■ **Task to carry out**
Pick out each line in these entries that contains the string "Output".
------------------------------------------------------------------------
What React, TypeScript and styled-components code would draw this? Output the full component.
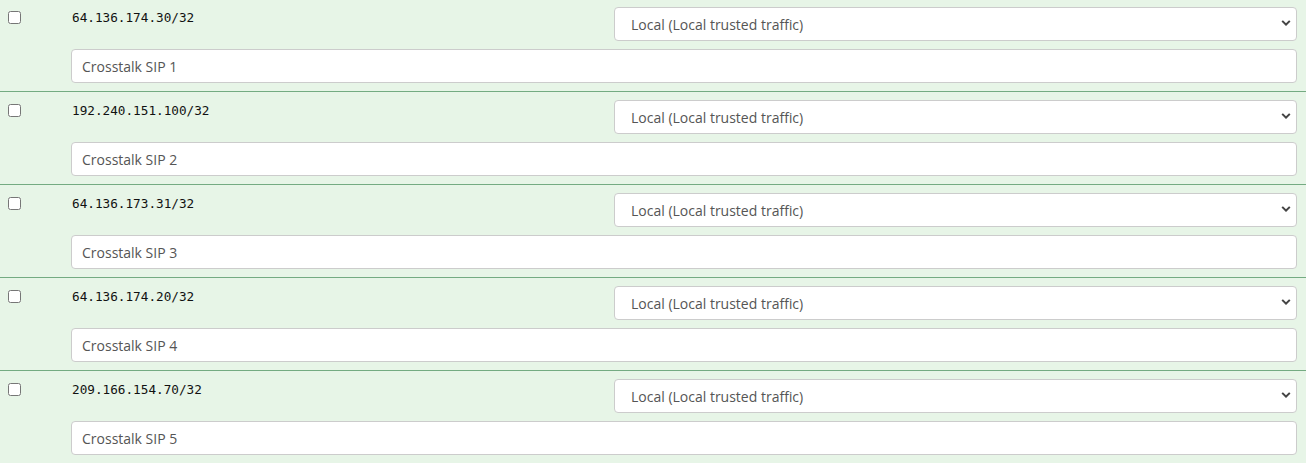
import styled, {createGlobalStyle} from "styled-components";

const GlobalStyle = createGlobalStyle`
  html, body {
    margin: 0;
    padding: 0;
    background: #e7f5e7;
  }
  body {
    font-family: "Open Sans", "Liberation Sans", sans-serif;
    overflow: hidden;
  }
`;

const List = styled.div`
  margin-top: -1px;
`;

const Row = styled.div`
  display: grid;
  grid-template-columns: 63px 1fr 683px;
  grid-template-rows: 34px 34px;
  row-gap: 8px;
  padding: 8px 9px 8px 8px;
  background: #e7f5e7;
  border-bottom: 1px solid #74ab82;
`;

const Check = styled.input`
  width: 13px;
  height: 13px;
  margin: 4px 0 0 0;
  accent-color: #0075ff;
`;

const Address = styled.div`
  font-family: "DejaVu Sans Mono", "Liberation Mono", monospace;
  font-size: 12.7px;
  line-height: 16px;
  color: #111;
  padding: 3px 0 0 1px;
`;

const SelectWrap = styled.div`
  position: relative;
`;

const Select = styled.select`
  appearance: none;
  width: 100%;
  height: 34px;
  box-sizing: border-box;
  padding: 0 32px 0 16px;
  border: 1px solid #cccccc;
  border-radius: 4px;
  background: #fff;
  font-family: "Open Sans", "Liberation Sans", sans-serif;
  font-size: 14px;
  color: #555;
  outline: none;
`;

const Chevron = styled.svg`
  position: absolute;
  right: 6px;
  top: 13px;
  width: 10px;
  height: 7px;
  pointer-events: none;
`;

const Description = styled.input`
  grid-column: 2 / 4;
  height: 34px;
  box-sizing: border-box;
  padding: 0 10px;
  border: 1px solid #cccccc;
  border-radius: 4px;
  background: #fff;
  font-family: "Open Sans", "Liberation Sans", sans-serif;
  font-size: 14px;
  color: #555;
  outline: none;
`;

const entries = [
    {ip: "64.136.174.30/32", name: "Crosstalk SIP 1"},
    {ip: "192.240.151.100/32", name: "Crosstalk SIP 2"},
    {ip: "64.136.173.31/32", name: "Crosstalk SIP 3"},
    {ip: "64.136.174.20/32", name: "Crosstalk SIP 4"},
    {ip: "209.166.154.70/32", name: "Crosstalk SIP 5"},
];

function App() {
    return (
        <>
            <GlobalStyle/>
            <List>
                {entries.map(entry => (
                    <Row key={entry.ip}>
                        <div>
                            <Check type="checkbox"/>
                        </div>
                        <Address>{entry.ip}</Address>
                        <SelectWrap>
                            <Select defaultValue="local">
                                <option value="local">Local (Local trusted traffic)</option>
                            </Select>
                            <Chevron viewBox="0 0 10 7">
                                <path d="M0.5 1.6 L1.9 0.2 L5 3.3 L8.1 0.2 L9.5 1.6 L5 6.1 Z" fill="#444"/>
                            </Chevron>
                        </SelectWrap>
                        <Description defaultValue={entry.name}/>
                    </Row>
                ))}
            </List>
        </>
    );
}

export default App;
------------------------------------------------------------------------
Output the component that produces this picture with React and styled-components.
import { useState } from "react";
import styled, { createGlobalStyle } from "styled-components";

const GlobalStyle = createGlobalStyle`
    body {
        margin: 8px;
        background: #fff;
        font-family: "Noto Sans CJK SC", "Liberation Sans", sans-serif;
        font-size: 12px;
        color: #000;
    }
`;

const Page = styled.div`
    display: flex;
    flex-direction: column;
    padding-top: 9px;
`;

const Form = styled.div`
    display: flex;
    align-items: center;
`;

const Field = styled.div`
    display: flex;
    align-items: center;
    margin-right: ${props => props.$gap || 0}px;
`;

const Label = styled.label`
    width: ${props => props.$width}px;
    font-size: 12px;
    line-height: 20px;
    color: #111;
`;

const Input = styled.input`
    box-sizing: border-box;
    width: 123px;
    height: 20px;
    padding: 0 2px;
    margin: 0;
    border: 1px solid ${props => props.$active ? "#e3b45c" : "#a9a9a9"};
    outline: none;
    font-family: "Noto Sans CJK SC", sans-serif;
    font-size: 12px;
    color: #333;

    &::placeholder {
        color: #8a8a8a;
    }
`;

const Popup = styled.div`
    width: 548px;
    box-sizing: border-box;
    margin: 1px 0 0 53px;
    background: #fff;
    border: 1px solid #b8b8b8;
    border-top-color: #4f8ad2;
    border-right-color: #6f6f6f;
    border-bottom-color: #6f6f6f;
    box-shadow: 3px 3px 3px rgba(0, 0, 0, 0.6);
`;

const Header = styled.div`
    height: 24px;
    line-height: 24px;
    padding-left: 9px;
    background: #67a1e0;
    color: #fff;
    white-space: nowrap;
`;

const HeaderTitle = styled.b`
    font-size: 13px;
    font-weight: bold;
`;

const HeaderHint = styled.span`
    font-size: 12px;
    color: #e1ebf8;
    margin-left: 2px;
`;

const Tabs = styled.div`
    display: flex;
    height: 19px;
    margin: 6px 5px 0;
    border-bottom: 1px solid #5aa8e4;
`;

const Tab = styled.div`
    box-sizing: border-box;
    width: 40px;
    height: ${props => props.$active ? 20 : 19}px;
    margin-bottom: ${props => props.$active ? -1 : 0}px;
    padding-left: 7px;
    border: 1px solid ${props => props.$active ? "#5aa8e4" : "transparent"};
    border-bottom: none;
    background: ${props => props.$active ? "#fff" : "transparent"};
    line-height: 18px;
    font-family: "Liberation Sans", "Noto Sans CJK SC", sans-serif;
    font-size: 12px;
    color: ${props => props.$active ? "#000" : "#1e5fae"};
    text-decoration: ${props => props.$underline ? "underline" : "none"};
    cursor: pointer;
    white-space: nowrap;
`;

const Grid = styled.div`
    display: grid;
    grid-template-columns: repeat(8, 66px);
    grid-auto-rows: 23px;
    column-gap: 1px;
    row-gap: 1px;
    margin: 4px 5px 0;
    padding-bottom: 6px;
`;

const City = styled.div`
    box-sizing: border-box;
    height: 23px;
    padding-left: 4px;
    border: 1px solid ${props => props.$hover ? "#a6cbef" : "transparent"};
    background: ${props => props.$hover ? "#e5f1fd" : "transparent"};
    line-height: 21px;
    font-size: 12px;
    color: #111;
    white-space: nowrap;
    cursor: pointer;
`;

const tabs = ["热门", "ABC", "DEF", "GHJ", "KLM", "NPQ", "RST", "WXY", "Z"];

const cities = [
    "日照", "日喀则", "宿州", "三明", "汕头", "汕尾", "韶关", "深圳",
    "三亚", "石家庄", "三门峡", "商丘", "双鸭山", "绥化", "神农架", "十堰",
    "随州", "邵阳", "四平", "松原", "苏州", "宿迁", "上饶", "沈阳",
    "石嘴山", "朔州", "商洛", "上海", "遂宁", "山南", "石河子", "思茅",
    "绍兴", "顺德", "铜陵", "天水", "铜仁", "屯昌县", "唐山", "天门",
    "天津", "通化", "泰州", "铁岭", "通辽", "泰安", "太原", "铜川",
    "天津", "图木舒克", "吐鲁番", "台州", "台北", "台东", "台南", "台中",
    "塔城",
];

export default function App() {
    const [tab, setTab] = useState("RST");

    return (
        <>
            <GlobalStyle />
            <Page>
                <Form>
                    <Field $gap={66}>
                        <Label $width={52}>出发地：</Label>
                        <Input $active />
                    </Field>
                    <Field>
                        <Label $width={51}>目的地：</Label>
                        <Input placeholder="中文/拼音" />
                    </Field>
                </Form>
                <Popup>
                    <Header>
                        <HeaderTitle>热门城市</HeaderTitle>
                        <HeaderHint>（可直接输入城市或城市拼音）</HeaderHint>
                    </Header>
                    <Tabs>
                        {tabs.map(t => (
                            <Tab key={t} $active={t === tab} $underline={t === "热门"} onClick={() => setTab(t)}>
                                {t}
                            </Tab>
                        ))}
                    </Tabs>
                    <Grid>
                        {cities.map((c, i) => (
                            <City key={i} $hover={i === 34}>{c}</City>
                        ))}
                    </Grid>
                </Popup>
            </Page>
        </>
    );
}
------------------------------------------------------------------------
■ **Task result**
What React, TypeScript and styled-components code would draw this? Output the full component.
Output the component that produces this picture with React and styled-components.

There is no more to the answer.